Now that we have our final model, model1, let us imagine that we needed to predict the average fare on a route with these characteristics: vacation = no, sw = yes, hi = 3980, s_income = $35,000, e_income = $45,344, s_pop = 3,975,003, e_pop = 6,327,987, slot = free, gate = free, distance = 2410 miles, pax = 14200.
First, we should create a new data frame with this data.
# making predictions
new_df <- data.frame(vacation = "Yes",
sw = "Yes",
hi = 3980,
s_income = 35000,
e_income = 45344,
s_pop = 3975003,
e_pop = 6327987,
slot = "Free",
gate = "Free",
distance = 2410,
pax = 14200)
Next, we should use the predict()
function with two arguments: model1 and the new data frame.
predict(model1, newdata = new_df)
## 1
## 245.1689
Our model predicts that a route with these characteristics will have an average price of $245.169.

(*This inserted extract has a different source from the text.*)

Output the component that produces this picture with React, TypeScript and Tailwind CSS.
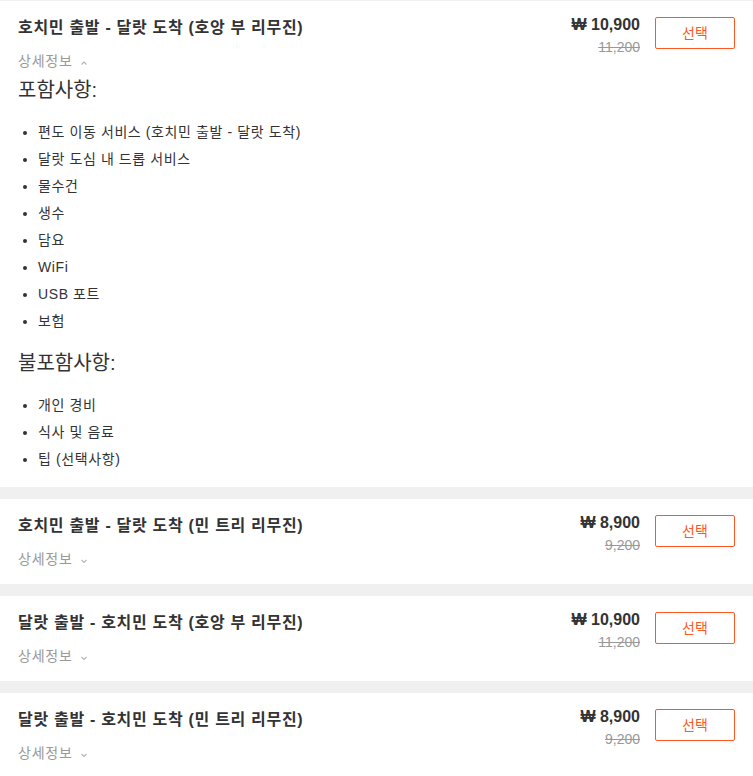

That’s the amazing thing with machine learning: Its predictive ability constantly persuades me to learn more and more about it. Of course we should not take it at face value. Our model has limitations and a more advanced algorithm would likely given us more predictive power.
I hope you have enjoyed this post. I’m still giving my first steps in machine learning and in case I have made any mistake please free to point it out. Thanks a lot and keep coding!